Forty Years Stoned: Scoring In Puerto Vallarta
Our third installment from Tom Huth, a former Washington Post reporter and the author of the memoir Forty Years Stoned: A Journalist’s Romance, to be published on 4/20 by Heliotrope Books.
By Tom Huth, a former Washington Post reporter and the author of the memoir Forty Years Stoned: A Journalist’s Romance, to be published on 4/20 by Heliotrope Books.
Where can a guy buy a little weed in Puerto Vallarta?
I ask the cabbie who drives me in from the airport. My Spanish is so bad, it takes half of the ride to come up with: “Conoce donde comprar un poco marijuana?”
He laughs and makes dainty gestures with his fingers to suggest beach boys wearing earrings and bracelets.
When I check into my Old Town hotel, I ask the young man behind the desk. He allows that he has a friend who might be able to help me. He tells me not to smoke in my room and points instead to the roof, three stories up.
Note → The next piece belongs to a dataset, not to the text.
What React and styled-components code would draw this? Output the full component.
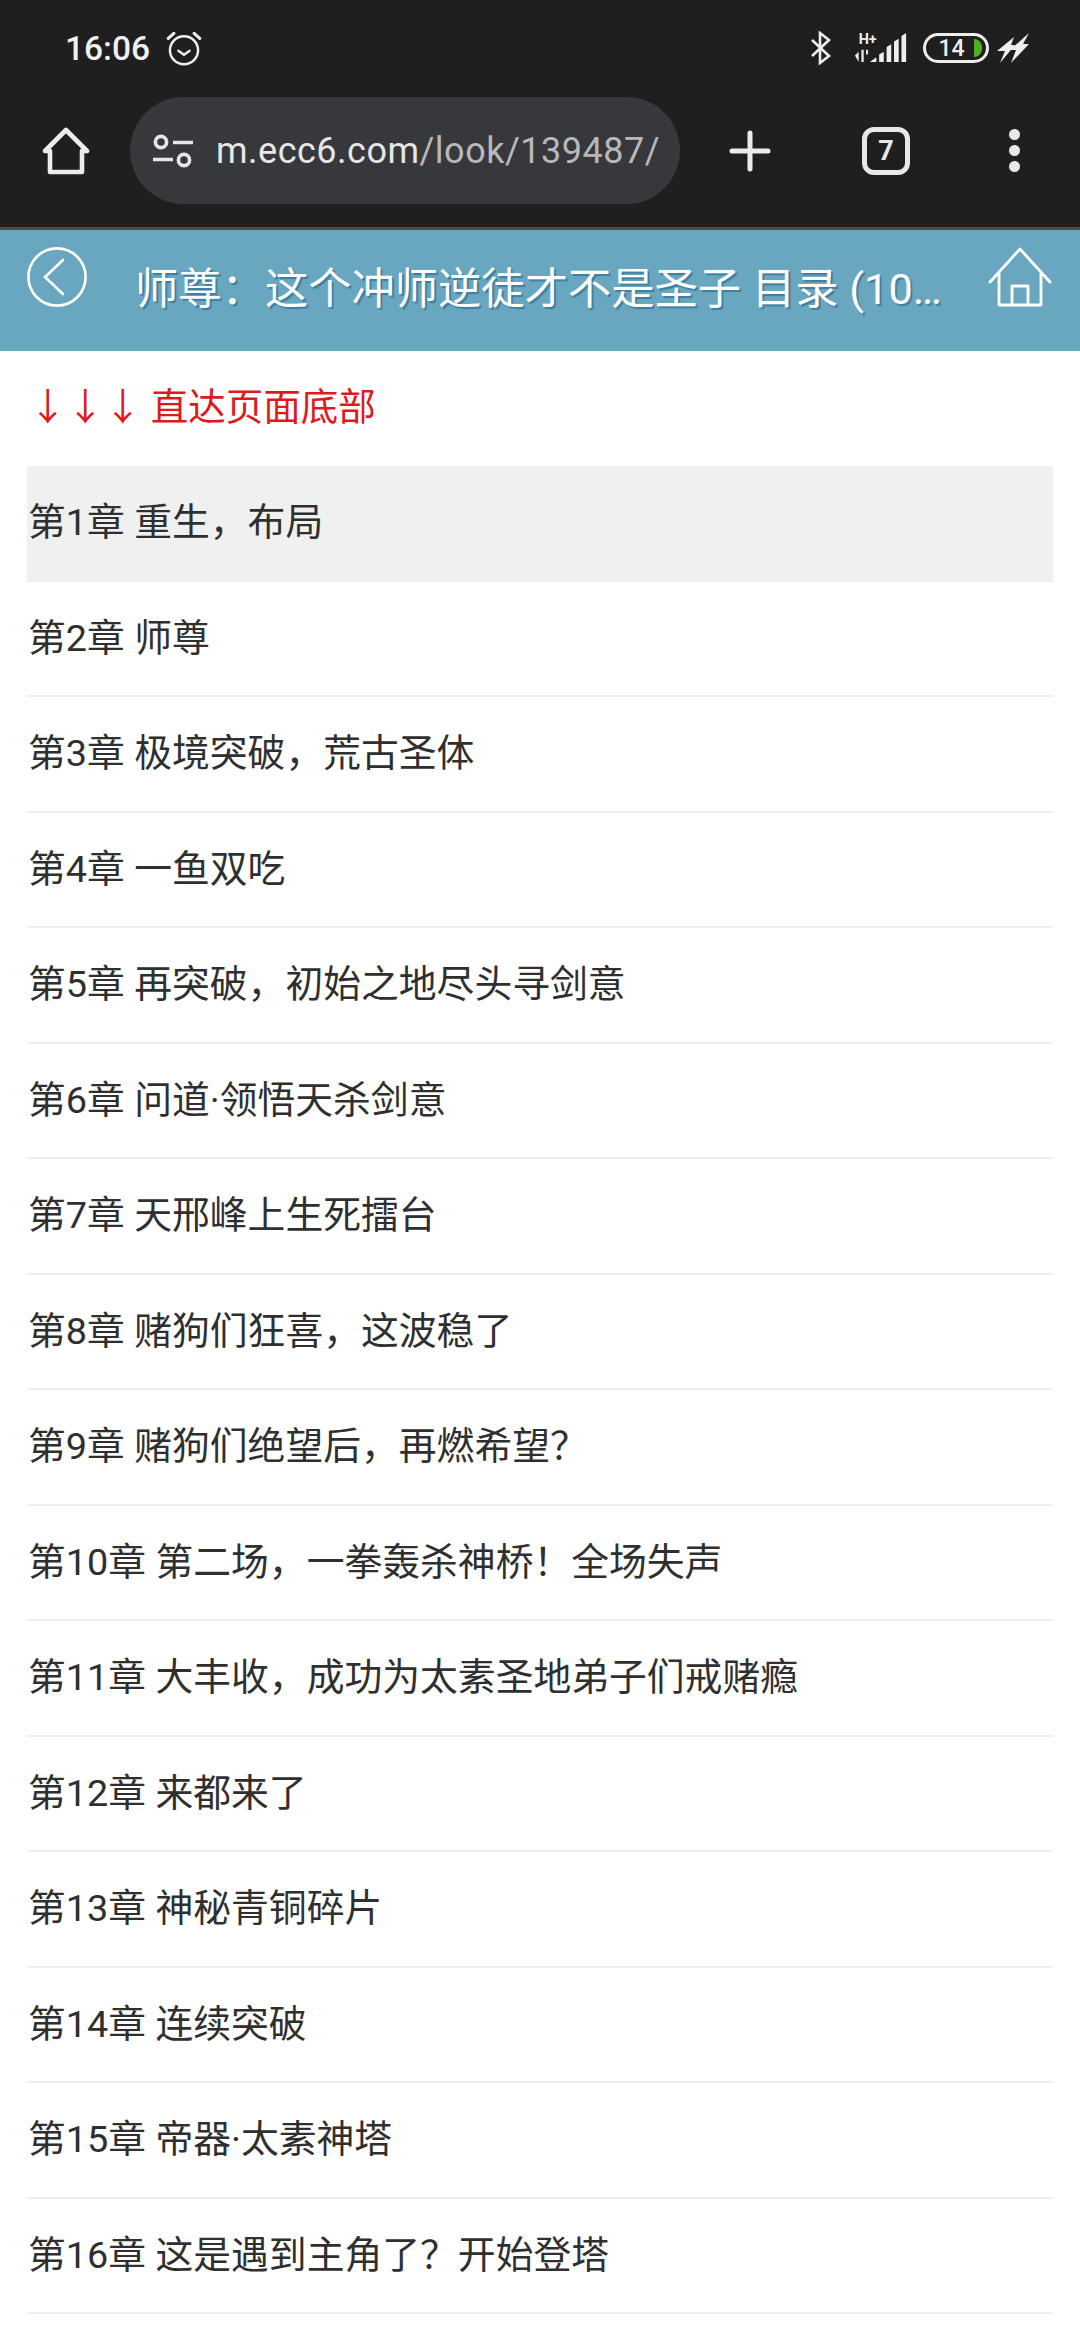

That evening I inquire of a bartender. He, too, has a friend. We settle on $20 for a week’s worth. Ten minutes later, it’s $30. And where is his amigo? Not here yet.
“Another margarita?” he asks.
I shake my head. “La quenta, por favor.”
There are worse calamities than going without dope for one week. It won’t give me the shakes or the sweats or terror attacks. Still, as I stroll the beachfront Malecon with the other turistas, I feel a vague incompleteness. I’m not as fully alert or fascinated by my surroundings as I’m accustomed to being. Plus, I’m distracted by my quest: looking for prospective dealers and wondering if they’re cops who’d toss me in jail for twenty years.
The next morning, walking the surfline, I come upon a parasailing crew and remember an online post about someone who scored from them. I watch as they strap fat white people into parachute harnesses. How easy it would be for a rope to get tangled around the thrill-seeker’s arm at just the wrong time and rip it off at the shoulder. The speedboat pulls away from the shore, the tow line draws taut, and in one electrifying moment the gringo is yanked from the earth with a terrified scream.
The handlers start preparing for their next victim, and I fix upon one of the crew, an older dude with long gray hair. He looks like a wise man. A narc wouldn’t go to the trouble of posing as an aging parasail jockey, would he? I approach him and pop the question.
He comes back: “How much you want?”
“Un poco. Por una semana solamente.”
I keep wanting to honor the locals by speaking their tongue. They prefer to use the one language I understand.
“Twenty?” he asks.
He asks me to come back in half an hour.
When I do, he scoops up a giant bag of tortilla chips and walks over through the sand. He holds up the bag to screen what we’re doing from the eyes of his customers. Then he slips me a generous wad sealed in plastic wrap.
I duck behind the tortilla chips to sniff the packet. I have to report to the wise man: “I don’t smell anything.”
I duck down again. “Not stinky,” I insist.
“Look,” he levels, “do you want it or not?”
Without further fuss, I reach into my pocket.
What’s twenty bucks? What’s twenty years?
He points to my purchase: “Rolling papers in there.”
I walk to my hotel room and sit on the bed and pick the flowers off the stems. They’re promisingly sticky. I take out the seeds. Then I roll a jay, confident that this is the real deal. The placebo effect: If you expect you’re going to get high, you’re already halfway there.
I climb the steps to the roof. Nothing up here but ventways and ducts and mechanical apparatus. Signs shout: “PELIGRO! PRECAUTION! PROHIBIDO! NO AUTORIZADO! ALTO VOLTAJE! FLAMABLE! NO FUMAR!”
I flick the lighter and inhale and gaze out upon the myriad rooftops of unfinished buildings, upon the cement-block walls and protruding rebar of unfulfilled dreams.
I exhale and let go of any stresses I’ve put myself through to reach this place of keener awareness.
I inhale and feel a rush of affection for Mexico: the bright colors and effluvious odors, the cock-a-doodle-doos, the music, the sleeping dogs, the vendors, the warm faces.
I exhale and feel the breath of the tropics against my leathered skin and exult in being here, in being alive.
Now I am complete. The wise man did not let me down.
I smoke a third of the joint and stub it out and drop the roach in my shirt pocket for later consultation. Then I venture out again to walk the Malecon, bristling with that illusion of perfect well-being.